Written instruction → Reproduce the full listing that appears beneath this instruction exactly.

Data segment →
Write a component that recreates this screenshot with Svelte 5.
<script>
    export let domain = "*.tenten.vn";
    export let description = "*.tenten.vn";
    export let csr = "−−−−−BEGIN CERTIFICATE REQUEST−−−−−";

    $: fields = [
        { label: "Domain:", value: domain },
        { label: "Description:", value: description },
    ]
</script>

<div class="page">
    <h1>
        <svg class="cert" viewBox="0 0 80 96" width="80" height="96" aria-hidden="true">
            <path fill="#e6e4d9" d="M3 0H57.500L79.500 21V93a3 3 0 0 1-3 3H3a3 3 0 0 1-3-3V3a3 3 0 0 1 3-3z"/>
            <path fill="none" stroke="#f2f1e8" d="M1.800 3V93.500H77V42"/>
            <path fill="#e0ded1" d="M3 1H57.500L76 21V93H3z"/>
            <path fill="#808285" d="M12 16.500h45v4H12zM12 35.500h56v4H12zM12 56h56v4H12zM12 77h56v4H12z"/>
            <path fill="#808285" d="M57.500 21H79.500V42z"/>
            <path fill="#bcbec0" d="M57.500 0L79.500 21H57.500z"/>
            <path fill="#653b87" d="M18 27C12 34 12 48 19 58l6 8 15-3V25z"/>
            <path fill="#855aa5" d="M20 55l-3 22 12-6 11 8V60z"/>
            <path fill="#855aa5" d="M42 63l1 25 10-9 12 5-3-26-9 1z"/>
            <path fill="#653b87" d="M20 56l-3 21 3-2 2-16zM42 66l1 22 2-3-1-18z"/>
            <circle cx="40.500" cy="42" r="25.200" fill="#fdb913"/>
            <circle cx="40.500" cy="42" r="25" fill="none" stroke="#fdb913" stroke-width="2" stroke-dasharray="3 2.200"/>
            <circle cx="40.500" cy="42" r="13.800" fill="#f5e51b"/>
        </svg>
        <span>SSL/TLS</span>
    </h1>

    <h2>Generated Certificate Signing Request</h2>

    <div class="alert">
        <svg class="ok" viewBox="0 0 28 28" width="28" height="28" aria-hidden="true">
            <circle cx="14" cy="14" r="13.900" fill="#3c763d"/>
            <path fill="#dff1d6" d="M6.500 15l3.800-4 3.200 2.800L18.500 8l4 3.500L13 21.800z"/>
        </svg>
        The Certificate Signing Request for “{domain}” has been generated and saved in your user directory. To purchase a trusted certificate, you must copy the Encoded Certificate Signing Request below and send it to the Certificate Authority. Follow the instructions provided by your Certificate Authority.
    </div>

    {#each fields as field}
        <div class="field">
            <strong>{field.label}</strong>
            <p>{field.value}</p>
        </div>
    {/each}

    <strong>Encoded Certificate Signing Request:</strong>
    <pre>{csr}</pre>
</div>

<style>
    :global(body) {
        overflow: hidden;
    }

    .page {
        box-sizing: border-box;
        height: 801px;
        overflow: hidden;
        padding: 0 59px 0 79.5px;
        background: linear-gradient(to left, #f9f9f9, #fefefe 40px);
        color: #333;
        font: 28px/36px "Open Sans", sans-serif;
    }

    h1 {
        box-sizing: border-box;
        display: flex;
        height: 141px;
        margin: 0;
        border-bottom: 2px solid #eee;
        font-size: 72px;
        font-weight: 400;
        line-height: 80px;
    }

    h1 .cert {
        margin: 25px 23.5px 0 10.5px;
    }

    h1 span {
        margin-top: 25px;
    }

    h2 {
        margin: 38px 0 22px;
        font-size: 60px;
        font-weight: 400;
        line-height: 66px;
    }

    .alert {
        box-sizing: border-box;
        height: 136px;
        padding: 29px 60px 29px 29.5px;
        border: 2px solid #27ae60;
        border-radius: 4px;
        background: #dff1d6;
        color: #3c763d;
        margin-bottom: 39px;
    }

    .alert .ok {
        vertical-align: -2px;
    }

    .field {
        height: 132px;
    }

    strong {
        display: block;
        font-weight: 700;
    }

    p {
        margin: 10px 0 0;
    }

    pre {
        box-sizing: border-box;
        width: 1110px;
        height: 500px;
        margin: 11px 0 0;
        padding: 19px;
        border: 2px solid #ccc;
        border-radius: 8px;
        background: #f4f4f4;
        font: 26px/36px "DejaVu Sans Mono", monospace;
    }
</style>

In response →
Write a component that recreates this screenshot with Svelte 5.
<script>
    export let domain = "*.tenten.vn";
    export let description = "*.tenten.vn";
    export let csr = "−−−−−BEGIN CERTIFICATE REQUEST−−−−−";

    $: fields = [
        { label: "Domain:", value: domain },
        { label: "Description:", value: description },
    ]
</script>

<div class="page">
    <h1>
        <svg class="cert" viewBox="0 0 80 96" width="80" height="96" aria-hidden="true">
            <path fill="#e6e4d9" d="M3 0H57.500L79.500 21V93a3 3 0 0 1-3 3H3a3 3 0 0 1-3-3V3a3 3 0 0 1 3-3z"/>
            <path fill="none" stroke="#f2f1e8" d="M1.800 3V93.500H77V42"/>
            <path fill="#e0ded1" d="M3 1H57.500L76 21V93H3z"/>
            <path fill="#808285" d="M12 16.500h45v4H12zM12 35.500h56v4H12zM12 56h56v4H12zM12 77h56v4H12z"/>
            <path fill="#808285" d="M57.500 21H79.500V42z"/>
            <path fill="#bcbec0" d="M57.500 0L79.500 21H57.500z"/>
            <path fill="#653b87" d="M18 27C12 34 12 48 19 58l6 8 15-3V25z"/>
            <path fill="#855aa5" d="M20 55l-3 22 12-6 11 8V60z"/>
            <path fill="#855aa5" d="M42 63l1 25 10-9 12 5-3-26-9 1z"/>
            <path fill="#653b87" d="M20 56l-3 21 3-2 2-16zM42 66l1 22 2-3-1-18z"/>
            <circle cx="40.500" cy="42" r="25.200" fill="#fdb913"/>
            <circle cx="40.500" cy="42" r="25" fill="none" stroke="#fdb913" stroke-width="2" stroke-dasharray="3 2.200"/>
            <circle cx="40.500" cy="42" r="13.800" fill="#f5e51b"/>
        </svg>
        <span>SSL/TLS</span>
    </h1>

    <h2>Generated Certificate Signing Request</h2>

    <div class="alert">
        <svg class="ok" viewBox="0 0 28 28" width="28" height="28" aria-hidden="true">
            <circle cx="14" cy="14" r="13.900" fill="#3c763d"/>
            <path fill="#dff1d6" d="M6.500 15l3.800-4 3.200 2.800L18.500 8l4 3.500L13 21.800z"/>
        </svg>
        The Certificate Signing Request for “{domain}” has been generated and saved in your user directory. To purchase a trusted certificate, you must copy the Encoded Certificate Signing Request below and send it to the Certificate Authority. Follow the instructions provided by your Certificate Authority.
    </div>

    {#each fields as field}
        <div class="field">
            <strong>{field.label}</strong>
            <p>{field.value}</p>
        </div>
    {/each}

    <strong>Encoded Certificate Signing Request:</strong>
    <pre>{csr}</pre>
</div>

<style>
    :global(body) {
        overflow: hidden;
    }

    .page {
        box-sizing: border-box;
        height: 801px;
        overflow: hidden;
        padding: 0 59px 0 79.5px;
        background: linear-gradient(to left, #f9f9f9, #fefefe 40px);
        color: #333;
        font: 28px/36px "Open Sans", sans-serif;
    }

    h1 {
        box-sizing: border-box;
        display: flex;
        height: 141px;
        margin: 0;
        border-bottom: 2px solid #eee;
        font-size: 72px;
        font-weight: 400;
        line-height: 80px;
    }

    h1 .cert {
        margin: 25px 23.5px 0 10.5px;
    }

    h1 span {
        margin-top: 25px;
    }

    h2 {
        margin: 38px 0 22px;
        font-size: 60px;
        font-weight: 400;
        line-height: 66px;
    }

    .alert {
        box-sizing: border-box;
        height: 136px;
        padding: 29px 60px 29px 29.5px;
        border: 2px solid #27ae60;
        border-radius: 4px;
        background: #dff1d6;
        color: #3c763d;
        margin-bottom: 39px;
    }

    .alert .ok {
        vertical-align: -2px;
    }

    .field {
        height: 132px;
    }

    strong {
        display: block;
        font-weight: 700;
    }

    p {
        margin: 10px 0 0;
    }

    pre {
        box-sizing: border-box;
        width: 1110px;
        height: 500px;
        margin: 11px 0 0;
        padding: 19px;
        border: 2px solid #ccc;
        border-radius: 8px;
        background: #f4f4f4;
        font: 26px/36px "DejaVu Sans Mono", monospace;
    }
</style>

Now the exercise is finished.